Mehmet Çınarlıdere’nin eşi ve çocuğunun enkaz altında can verdiğini belirten kardeşi İsmail Çınarlıdere, yıkılan 2 bloktan birinin zemininde otopark, diğerinde de işyerleri bulunduğuna ve yıkılan blokların diğerlerinden 2 kat daha yüksek olduğuna dikkat çekti. Sitenin ayakta kalan iki bloğu hakkında da ağır hasarlı olması nedeniyle yıkım kararı verildiği öğrenildi.
KENDİ MEZARINI YAPMIŞ
Penta Park-1 sitesinin müteahhitlerinden biri olan Hasan A., yaşanan depremde kendi yaptığı sitenin çökmesiyle enkaz altında kalarak yaşamını yitirdi.
20’den fazla kişinin yaşamını yitirdiği Penta Park sitesinde, sitenin müteahhitlerinden olan ve kendi yaptığı sitede oturan müteahhit Hasan A. da enkaz altında kaldı. Ekipler Hasan A.’nın cansız bedenine ulaştı.
Öte yandan Penta Park Konutları’nın bir diğer müteahhidi Mesut Başkır da tekneyle Yunanistan’a kaçmaya çalışırken Muğla’nın Marmaris ilçesi açıklarında gözaltına alındı. Başkır tutuklanarak cezaevine gönderildi.
İKİ DEPREMDEN HASARSIZ ÇIKTI
Asıl mesleği inşaat işçiliği olan, 54 yıldır da Kahramanmaraş’ta yaşayan Zorbey Çelik, babasıyla yaptıkları Egemenlik Mahallesi’ndeki evi, 2 depremden de hasar almadan çıktı. Ailesiyle oturacağı için evinin inşaatını 25 yıl önce kendisinin yaptığı ve her aşasında başında durduğu Çelik, aceleye getirmeden katların çıkılmasını ve betonun sulanarak mukavemete dayanıklı hale gelmesi gerektiğini söylüyor.
Zorbey ailesi, önlem amacıyla binalarının bahçesine kurdukları çadırda yatıp kalkıyorlar.
‘10 GÜN SULANMALI’
Oğulları ve kardeşleriyle pazarcılık yaparak geçimini sağlayan ancak asıl mesleğinin inşaat ustalığı olduğunu anlatan Çelik, sağlam bir bina yapmanın inceliklerini paylaştı:
“Ben bu binayı 25 sene önce babam Hacı Fahrettin ile kendim yaptım, zaten inşaat ustasıyım. Esas mesleğimiz inşaatçılık, hiçbir eksik koymadık. Demirleri İskenderun Çelik’ten getirdik, malzemeyi birinci kalite kullandık.

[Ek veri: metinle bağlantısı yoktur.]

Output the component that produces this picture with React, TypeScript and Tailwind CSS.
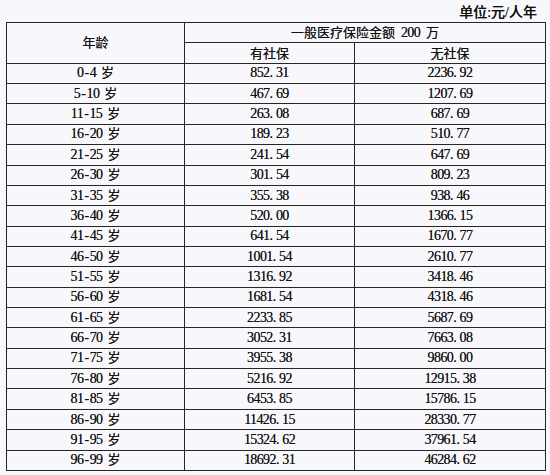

Beton döküldüğü zaman 10 gün kalıpta kalması lazım, sökülmemesi gerek. Şimdi beton döküyor hemen altındaki kalıbı söküyorlar, sulama yok oysa betonun canı sudur. Her gün sulamazsan sağlam olmaz. Kendimiz oturacağımız için ona göre sağlam yaptık. Allah esirgesin bir şey olsaydı ben nasıl yaşardım vicdan azabıyla? Onların günahına girecektim ama Allah’a çok şükür evime bir şey olmamış. Plan projesini biz başkasına çizdirdik ama bizim dediğimiz gibi çizdiler. İşçiler çalışırken başından ayrılmadım, mesela demir nereden bağlanır? biz kendimiz tarif ettik ona göre yaptırdık. On katlı binayı 6 ayda bitiriyorlar, böyle bina olmaz ki. 30 sene 50 sene önce yapılanlara bir şey olmadı, yenilerin hepsi yıkıldı. Binalara böyle izin verilmesin ölen insanların hesabını kim verecek? Vebalini kim üstlenecek?”
Deprem sonrası kentte hasar tespiti yapan görevlilerin binasına sağlam raporu verdiklerini söyleyen Zorbey Çelik, “Yetkililer gelip inceledi ve hasar olmadığını belirterek ‘Oturulabilir raporu’ verdiler. Kontrole gelenler ayrıca ‘Helal olsun evinizde bir şey yok’ dediler” dedi.